With tax season set to start in mid-February, many people who received unemployment checks in 2020 are about to get a nasty surprise. When you prepare your 2020 federal tax returns, you're going to have to report those unemployment benefits as income to the IRS and probably pay taxes on it.
How unemployment checks get treated for federal taxes
The federal definition of gross income includes money you receive as benefits from unemployment insurance. The general idea is that if you were working, the money that you'd get as wages or salary would be taxed. Therefore, money you receive in lieu of working should get treated the same way.
The IRS will collect taxes on unemployment assistance regardless of whether it comes from federal or state unemployment insurance funds. Further support from special unemployment programs also typically gets included.
The only exception is if your employer has created a private fund to which you're required to make contributions from your own pay. In that case, you don't have to pay tax, assuming what you get is less than what you paid into the fund. If your benefits exceed your contributions, however, then you'll be on the hook at tax time for the excess.
A break on payroll taxes
Given the IRS's stance on how unemployment benefits are like wage income, you might reasonably think that the tax agency would hit you for payroll taxes to support Medicare and Social Security as well. However, those payroll taxes do not apply to unemployment checks.
You typically won't have an extra 7.65% taken out of your federal or state unemployment benefits. If your company offers its own private supplemental unemployment benefit fund, those benefits might be subject to withholding. In that case, check with your employer's HR department for more information.
Taking a double hit
If your state charges its own income tax, you'll likely have another tax bill to pay on your unemployment checks. Only a few states, including Alabama, California, Montana, New Jersey, Pennsylvania, and Virginia, have special provisions making unemployment benefits exempt from state income tax.

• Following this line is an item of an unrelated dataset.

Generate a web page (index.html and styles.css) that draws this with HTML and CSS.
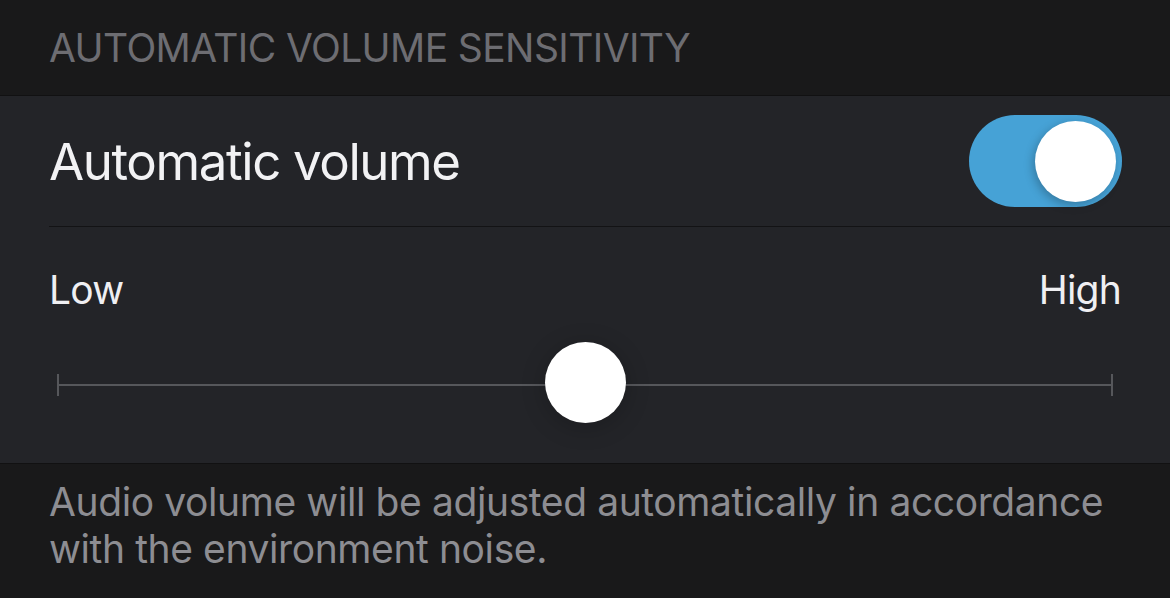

Also, even though you're taxed as though the money you're receiving is income, you don't get to treat it as earned income for tax purposes. The biggest problem with that is that unemployment benefits don't count toward determining how much you'll receive from the federal earned income tax credit. For many struggling low- and middle-income taxpayers, the earned income tax credit provides thousands of dollars in tax relief. But even at a time when you need that help the most, unemployment benefits don't get you additional credit amounts.
Dealing with taxes when you're out of work might seem unfair, but it's important to be prepared.
You can typically have money withheld from your unemployment check to go toward taxes. That way, the money that you owe is never in your hands in the first place. Alternatively, you might need to make quarterly estimated tax payments in order to avoid penalties.
It might sound crazy to have money taken out of your checks when you need every dollar you can get. Still, knowing the rules helps you avoid the much larger problem of a huge unexpected tax bill in April.